**Task instructions**
In the listing below, find every line containing "size" and copy it out.

begin Supplied data

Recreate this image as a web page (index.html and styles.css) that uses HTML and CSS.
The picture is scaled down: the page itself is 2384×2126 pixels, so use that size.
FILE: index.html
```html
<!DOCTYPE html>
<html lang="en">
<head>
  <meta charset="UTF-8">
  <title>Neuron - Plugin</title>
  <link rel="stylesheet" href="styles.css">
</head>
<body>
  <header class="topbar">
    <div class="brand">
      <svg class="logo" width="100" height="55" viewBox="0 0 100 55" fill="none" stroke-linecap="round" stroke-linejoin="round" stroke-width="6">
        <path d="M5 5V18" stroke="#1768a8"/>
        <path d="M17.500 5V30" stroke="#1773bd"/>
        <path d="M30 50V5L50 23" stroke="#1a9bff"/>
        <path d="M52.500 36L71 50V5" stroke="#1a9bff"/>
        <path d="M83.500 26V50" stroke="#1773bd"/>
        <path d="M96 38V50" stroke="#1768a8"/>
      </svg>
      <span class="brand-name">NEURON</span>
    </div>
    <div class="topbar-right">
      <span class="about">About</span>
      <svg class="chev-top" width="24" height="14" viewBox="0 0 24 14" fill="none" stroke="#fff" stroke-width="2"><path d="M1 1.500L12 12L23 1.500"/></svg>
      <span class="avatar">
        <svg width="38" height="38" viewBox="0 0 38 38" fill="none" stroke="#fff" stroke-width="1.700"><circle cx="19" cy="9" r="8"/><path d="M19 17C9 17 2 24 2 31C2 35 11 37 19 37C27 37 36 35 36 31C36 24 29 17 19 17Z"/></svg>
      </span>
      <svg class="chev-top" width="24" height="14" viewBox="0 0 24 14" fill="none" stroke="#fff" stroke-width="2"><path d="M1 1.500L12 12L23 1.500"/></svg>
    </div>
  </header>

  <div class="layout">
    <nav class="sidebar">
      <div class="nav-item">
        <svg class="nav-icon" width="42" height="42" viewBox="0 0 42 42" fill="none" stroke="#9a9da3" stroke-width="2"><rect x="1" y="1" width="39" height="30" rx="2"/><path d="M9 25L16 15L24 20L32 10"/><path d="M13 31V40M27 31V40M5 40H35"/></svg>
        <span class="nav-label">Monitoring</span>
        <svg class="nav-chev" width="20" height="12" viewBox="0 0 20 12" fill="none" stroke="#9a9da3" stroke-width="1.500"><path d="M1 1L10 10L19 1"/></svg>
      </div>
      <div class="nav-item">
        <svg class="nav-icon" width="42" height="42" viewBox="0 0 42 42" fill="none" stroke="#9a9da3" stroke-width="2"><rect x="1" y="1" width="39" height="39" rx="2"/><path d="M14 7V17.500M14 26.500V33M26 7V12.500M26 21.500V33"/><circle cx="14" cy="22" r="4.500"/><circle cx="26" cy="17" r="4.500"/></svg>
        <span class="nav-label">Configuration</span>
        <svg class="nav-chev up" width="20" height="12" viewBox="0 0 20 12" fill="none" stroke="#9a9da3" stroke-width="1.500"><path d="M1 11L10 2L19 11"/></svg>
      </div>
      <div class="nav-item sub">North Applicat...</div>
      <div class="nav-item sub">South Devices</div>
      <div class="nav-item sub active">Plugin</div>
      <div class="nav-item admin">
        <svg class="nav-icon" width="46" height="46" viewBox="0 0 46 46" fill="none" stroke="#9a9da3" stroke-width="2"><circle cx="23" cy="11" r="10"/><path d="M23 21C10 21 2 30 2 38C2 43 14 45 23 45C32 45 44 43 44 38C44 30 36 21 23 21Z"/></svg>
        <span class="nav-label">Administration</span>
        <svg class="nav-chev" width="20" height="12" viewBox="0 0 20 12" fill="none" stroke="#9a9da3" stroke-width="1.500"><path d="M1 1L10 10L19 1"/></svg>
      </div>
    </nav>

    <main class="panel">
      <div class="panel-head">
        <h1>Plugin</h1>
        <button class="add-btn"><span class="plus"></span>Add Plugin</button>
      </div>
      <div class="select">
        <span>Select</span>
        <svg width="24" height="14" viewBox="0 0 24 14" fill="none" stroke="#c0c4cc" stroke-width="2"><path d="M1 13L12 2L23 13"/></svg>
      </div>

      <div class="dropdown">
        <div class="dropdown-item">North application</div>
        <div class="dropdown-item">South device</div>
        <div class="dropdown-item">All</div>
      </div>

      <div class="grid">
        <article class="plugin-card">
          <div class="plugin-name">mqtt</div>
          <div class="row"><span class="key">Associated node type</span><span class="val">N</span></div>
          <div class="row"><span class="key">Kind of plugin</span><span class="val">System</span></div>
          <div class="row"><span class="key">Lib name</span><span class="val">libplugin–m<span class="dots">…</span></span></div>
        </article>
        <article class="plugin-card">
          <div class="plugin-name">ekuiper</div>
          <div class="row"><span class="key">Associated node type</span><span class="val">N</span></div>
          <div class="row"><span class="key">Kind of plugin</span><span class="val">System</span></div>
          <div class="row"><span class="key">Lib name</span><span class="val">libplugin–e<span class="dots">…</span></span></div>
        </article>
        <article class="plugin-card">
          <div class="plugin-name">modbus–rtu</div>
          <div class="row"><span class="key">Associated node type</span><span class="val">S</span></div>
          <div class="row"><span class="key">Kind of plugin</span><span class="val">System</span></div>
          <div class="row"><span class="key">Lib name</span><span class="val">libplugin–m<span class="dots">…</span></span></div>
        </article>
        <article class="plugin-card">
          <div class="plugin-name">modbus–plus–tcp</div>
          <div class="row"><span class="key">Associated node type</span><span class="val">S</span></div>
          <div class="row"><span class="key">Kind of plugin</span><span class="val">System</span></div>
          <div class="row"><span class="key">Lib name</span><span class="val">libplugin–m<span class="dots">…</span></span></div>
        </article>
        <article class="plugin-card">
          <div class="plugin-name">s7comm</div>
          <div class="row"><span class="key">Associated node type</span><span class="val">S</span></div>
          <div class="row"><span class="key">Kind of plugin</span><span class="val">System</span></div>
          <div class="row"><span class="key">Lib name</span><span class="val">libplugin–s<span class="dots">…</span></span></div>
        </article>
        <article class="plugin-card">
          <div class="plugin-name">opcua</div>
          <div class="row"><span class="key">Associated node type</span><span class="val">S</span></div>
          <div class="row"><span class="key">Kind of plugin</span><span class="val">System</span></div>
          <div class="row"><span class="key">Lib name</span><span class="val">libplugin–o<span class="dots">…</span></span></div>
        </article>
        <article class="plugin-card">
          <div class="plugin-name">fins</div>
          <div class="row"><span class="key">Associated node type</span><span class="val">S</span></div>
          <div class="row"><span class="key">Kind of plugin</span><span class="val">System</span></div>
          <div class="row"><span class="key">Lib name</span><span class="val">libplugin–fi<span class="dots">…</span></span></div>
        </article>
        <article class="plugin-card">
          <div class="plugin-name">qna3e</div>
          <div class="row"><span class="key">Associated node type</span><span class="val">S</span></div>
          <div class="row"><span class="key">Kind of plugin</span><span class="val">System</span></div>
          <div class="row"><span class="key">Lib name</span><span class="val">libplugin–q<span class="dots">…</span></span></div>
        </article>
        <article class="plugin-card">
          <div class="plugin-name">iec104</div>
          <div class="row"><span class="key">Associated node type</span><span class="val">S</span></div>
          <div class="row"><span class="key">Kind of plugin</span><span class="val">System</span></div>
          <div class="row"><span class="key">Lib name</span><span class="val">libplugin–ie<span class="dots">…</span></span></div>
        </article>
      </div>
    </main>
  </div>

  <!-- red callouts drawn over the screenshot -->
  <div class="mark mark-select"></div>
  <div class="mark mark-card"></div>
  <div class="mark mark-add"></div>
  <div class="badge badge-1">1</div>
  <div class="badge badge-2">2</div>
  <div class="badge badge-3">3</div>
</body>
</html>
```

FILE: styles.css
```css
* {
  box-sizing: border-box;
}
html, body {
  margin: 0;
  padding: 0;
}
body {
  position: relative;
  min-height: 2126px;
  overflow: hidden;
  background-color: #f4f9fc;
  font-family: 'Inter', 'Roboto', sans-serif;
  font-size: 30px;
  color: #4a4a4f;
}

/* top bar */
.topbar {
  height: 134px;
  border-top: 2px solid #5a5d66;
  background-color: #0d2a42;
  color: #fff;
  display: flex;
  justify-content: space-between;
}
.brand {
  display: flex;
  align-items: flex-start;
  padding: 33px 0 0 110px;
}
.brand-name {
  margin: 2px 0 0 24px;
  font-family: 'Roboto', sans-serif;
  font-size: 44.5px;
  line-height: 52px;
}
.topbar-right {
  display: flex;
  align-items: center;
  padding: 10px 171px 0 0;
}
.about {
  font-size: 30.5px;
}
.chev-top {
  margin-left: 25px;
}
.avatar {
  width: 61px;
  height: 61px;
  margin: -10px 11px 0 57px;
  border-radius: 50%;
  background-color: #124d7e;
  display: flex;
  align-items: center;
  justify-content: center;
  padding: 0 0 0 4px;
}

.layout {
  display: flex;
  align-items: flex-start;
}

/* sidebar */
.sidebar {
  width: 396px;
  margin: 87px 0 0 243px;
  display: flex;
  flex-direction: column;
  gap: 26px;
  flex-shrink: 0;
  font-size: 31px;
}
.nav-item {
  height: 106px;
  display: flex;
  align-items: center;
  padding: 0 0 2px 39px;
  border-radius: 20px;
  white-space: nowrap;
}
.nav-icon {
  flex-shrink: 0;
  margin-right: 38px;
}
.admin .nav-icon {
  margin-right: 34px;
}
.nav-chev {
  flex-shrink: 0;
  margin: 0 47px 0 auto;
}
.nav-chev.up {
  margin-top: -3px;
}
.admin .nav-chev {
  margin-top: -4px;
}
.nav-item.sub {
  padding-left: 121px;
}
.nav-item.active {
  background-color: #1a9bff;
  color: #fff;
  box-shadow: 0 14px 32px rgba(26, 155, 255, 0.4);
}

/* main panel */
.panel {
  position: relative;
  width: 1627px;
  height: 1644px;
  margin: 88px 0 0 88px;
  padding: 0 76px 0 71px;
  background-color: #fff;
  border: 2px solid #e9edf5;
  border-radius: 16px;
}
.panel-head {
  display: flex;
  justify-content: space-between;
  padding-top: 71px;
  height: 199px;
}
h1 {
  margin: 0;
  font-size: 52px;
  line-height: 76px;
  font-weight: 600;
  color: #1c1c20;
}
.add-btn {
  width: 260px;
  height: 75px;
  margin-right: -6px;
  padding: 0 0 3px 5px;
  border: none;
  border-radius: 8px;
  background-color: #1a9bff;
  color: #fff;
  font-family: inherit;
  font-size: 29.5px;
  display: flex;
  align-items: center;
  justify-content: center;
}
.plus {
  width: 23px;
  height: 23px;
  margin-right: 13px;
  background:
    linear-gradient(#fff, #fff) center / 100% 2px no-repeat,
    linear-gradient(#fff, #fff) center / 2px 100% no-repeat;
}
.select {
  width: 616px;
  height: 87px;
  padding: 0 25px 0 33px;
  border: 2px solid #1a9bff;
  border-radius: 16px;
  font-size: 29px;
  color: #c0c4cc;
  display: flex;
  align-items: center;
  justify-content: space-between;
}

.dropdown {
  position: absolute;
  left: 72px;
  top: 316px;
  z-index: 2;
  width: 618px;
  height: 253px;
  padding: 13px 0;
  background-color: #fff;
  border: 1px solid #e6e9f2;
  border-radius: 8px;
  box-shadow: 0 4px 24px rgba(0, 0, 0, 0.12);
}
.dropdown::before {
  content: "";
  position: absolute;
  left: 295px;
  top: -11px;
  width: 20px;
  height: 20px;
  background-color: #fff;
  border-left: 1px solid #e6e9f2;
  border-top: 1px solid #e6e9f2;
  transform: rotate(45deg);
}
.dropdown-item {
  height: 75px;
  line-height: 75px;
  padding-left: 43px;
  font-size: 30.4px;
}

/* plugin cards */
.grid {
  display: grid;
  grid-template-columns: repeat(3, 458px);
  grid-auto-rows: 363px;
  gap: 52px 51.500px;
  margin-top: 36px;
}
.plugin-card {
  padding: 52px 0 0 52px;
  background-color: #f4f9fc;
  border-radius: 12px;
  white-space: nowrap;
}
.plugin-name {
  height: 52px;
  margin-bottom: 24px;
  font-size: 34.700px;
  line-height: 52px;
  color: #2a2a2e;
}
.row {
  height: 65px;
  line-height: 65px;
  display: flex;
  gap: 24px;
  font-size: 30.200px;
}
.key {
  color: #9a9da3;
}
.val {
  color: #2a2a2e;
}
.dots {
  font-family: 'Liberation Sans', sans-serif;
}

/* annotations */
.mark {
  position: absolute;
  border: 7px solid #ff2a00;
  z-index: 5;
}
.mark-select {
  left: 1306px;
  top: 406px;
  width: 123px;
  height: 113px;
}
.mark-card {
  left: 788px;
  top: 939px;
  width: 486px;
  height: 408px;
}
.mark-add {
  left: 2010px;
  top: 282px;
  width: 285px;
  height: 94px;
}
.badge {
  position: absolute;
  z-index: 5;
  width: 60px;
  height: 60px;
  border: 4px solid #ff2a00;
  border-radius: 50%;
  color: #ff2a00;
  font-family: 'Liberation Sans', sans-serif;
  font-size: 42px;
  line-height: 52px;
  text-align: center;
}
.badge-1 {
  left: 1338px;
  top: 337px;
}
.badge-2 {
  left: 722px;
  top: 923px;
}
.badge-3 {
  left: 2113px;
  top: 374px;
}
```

end Supplied data

**Solution to the problem**
The picture is scaled down: the page itself is 2384×2126 pixels, so use that size.
  font-size: 30px;
  font-size: 44.5px;
  font-size: 30.5px;
  font-size: 31px;
  font-size: 52px;
  font-size: 29.5px;
  font-size: 29px;
  font-size: 30.4px;
  font-size: 34.700px;
  font-size: 30.200px;
  font-size: 42px;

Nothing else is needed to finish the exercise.